In practice, that balance looks like a studio calendar that respects the cycles of textile production, a sourcing plan built on long term partnerships, and a design philosophy that puts people at the center. When a collection is conceived with those elements in place, the clothes become more than clothing. They become a shared story, a portable piece of heritage that the wearer carries into daily life and into moments of celebration.

A closing reflection from the workshop bench

I remember a time in Accra when a dyer explained that indigo is a partner, not a pigment. He told me about the patience of color, how the cloth drinks the dye slowly and how the color shifts with each washing. The truth of that conversation stayed with me: textile meaning is not fixed. It evolves as communities, designers, and audiences negotiate new possibilities. When we respect those conversations, our work becomes kinder to the world it inhabits and more honest about where it came from. The fabrics we choose to wear are not merely textures. They are acts of memory, acts of collaboration, and acts of generosity that remind us how much passion, labor, and love go into the clothes that travel with us.

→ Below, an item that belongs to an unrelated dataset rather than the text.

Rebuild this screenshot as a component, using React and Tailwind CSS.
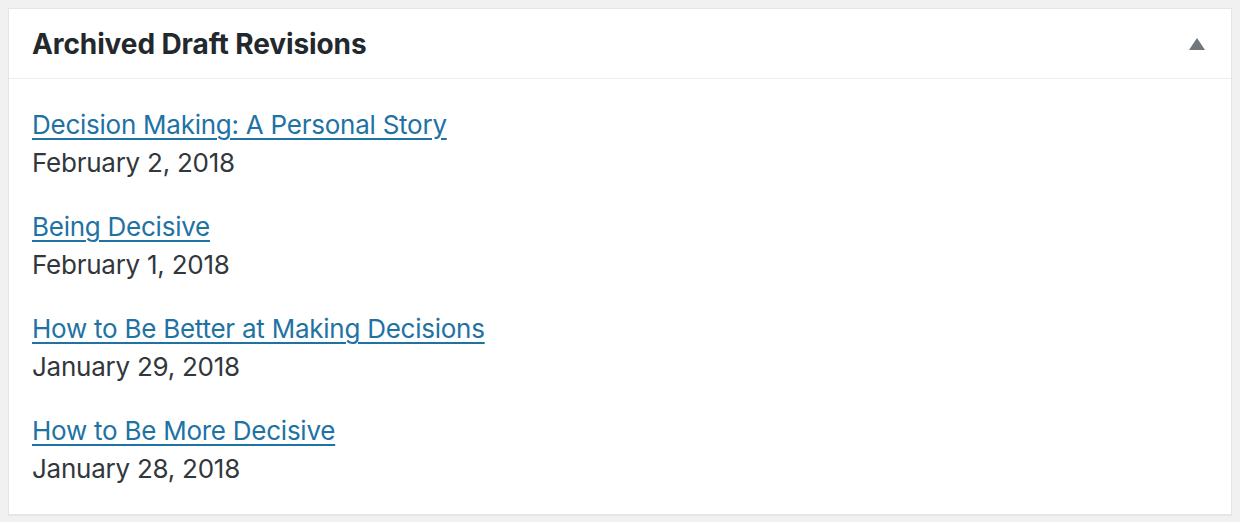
const DRAFTS = [
  { title: "Decision Making: A Personal Story", date: "February 2, 2018" },
  { title: "Being Decisive", date: "February 1, 2018" },
  { title: "How to Be Better at Making Decisions", date: "January 29, 2018" },
  { title: "How to Be More Decisive", date: "January 28, 2018" },
];

export default function App() {
  return (
    <div className="min-h-screen bg-[#f1f1f1] p-[8px] font-['Inter','Liberation_Sans',sans-serif]">
      <div className="bg-white border border-[#e5e5e5] shadow-[0_1px_1px_rgba(0,0,0,0.04)]">
        {/* header */}
        <div className="h-[70px] flex items-center justify-between border-b border-[#eeeeee] pl-[23px] pr-[26px]">
          <h2 className="text-[28px] font-bold text-[#23282d] leading-none tracking-[-0.1px]">Archived Draft Revisions</h2>
          <button className="w-[16px] h-[12px]">
            <svg width="16" height="12" viewBox="0 0 16 12">
              <polygon points="8,0 16,12 0,12" fill="#72777c" />
            </svg>
          </button>
        </div>

        {/* list */}
        <ul className="px-[23px] pt-[27px] pb-[26px] flex flex-col gap-[26px]">
          {DRAFTS.map((d) => (
            <li key={d.title} className="text-[26px] leading-[38px] tracking-[-0.25px]">
              <a href="#" className="text-[#1e72a4] underline underline-offset-[4px] decoration-[2px]">
                {d.title}
              </a>
              <div className="text-[#32373c]">{d.date}</div>
            </li>
          ))}
        </ul>
      </div>
    </div>
  );
}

If you are a designer stepping into this field for the first time, there is a quiet but powerful invitation in every bolt of cloth: learn from the maker, honor the process, and tell the truth of what you wear. The rest will follow—the conversations, the collaborations, and the clothes that carry stories across continents. In a fashion world that often moves quickly, textiles from Africa teach us to slow down, listen, and inhabit the moment with care. That care, translated into dress, is a quiet revolution—one thread at a time.